Once you figure out what kind of application to file, you are one step closer to properly safeguarding your intellectual property.
Now that you have figured out which category of intellectual property your invention falls into, you may want to consider moving forward with federal registration. It should be noted, however, that some types of intellectual property are entitled to limited protections without being registered. For example, thanks to common law trademark laws, trademarks receive automatic protection in a specific geographical area. Although federal trademark registration is highly recommended, you will still receive limited protection simply by being the first to use the mark in commerce in a particular region.
Similarly, copyright is automatically granted to creators who meet certain criteria, such that they will be able to sue for infringement of the copyright without registering it. That said, by registering your trademark, you will be entitled to a number of legal advantages and additional remedies, such as the potential to be awarded statutory damages and attorney's fees if you prevail in a patent infringement lawsuit.
In contrast to trademarks and copyrights, you will need to file an application to protect your patent. In the United States, patent applications should be submitted to the United States Patent and Trademark Office (USPTO). The patent application process is quite time-consuming and complex, so you may choose to work with a skilled attorney with substantial experience practicing IP law.
Sometimes, even when we take all the necessary precautions to protect our invention, intellectual property infringement occurs. Fortunately, this does not mean it’s too late for you to access legal remedies. If you find that someone has violated your IP rights, you may choose to issue a cease-and-desist letter. These letters are intended to inform the recipient of alleged violations of the sender’s rights and to demand that the violations cease immediately.

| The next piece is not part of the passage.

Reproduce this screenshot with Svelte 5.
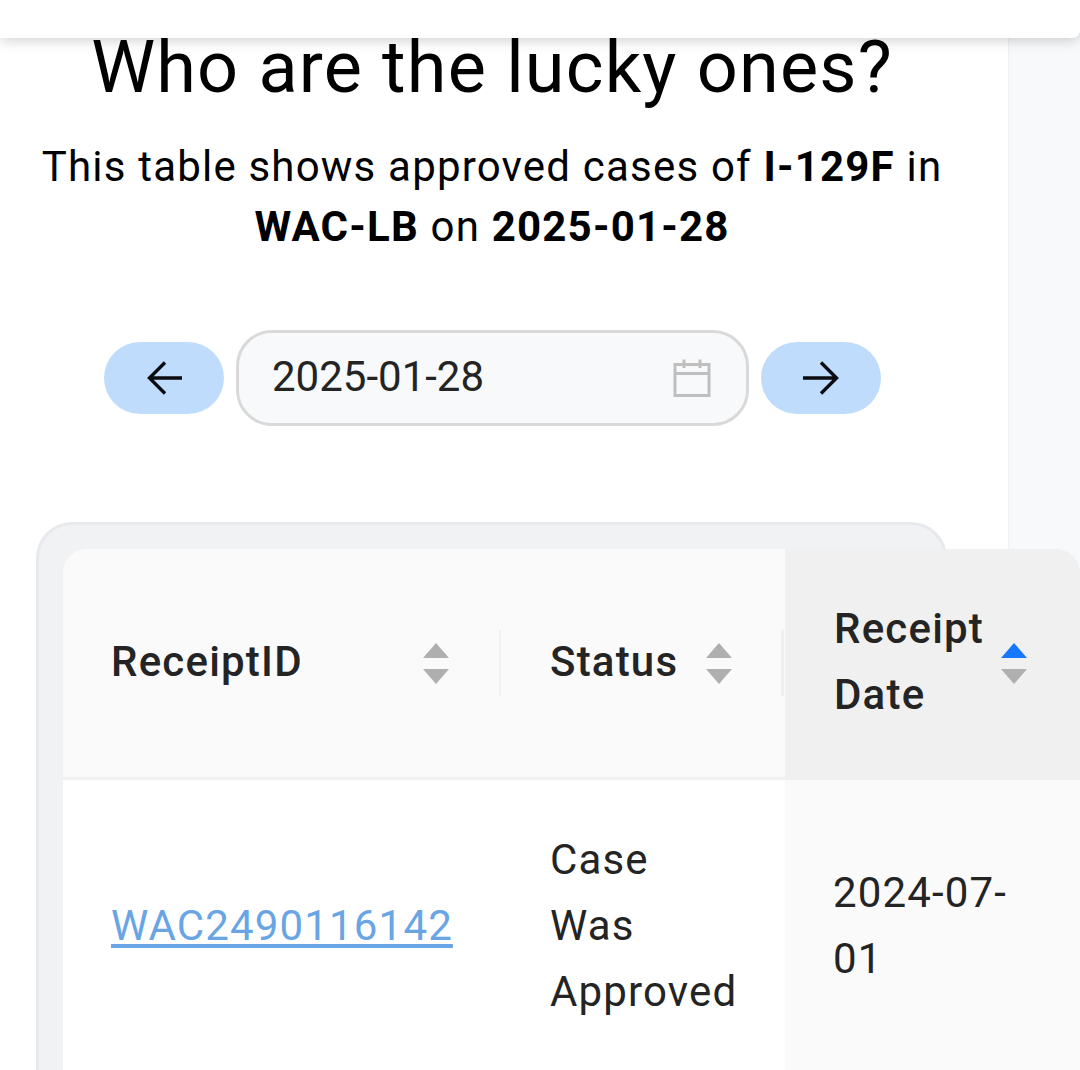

By using a cease-and-desist letter for IP infringement, you may be able to avoid bringing formal proceedings for IP infringement that could cost you a significant amount of money, time, and effort. Simply put, if the sender ceases their actions after receiving the letter, it may be possible to resolve the issue without having to initiate formal legal proceedings. Since cease-and-desist letters are legally significant documents that require precise drafting, to help ensure their effectiveness, it is recommended that you have an attorney with expertise in navigating the complexities of the language and legal requirements involved in drafting and sending them.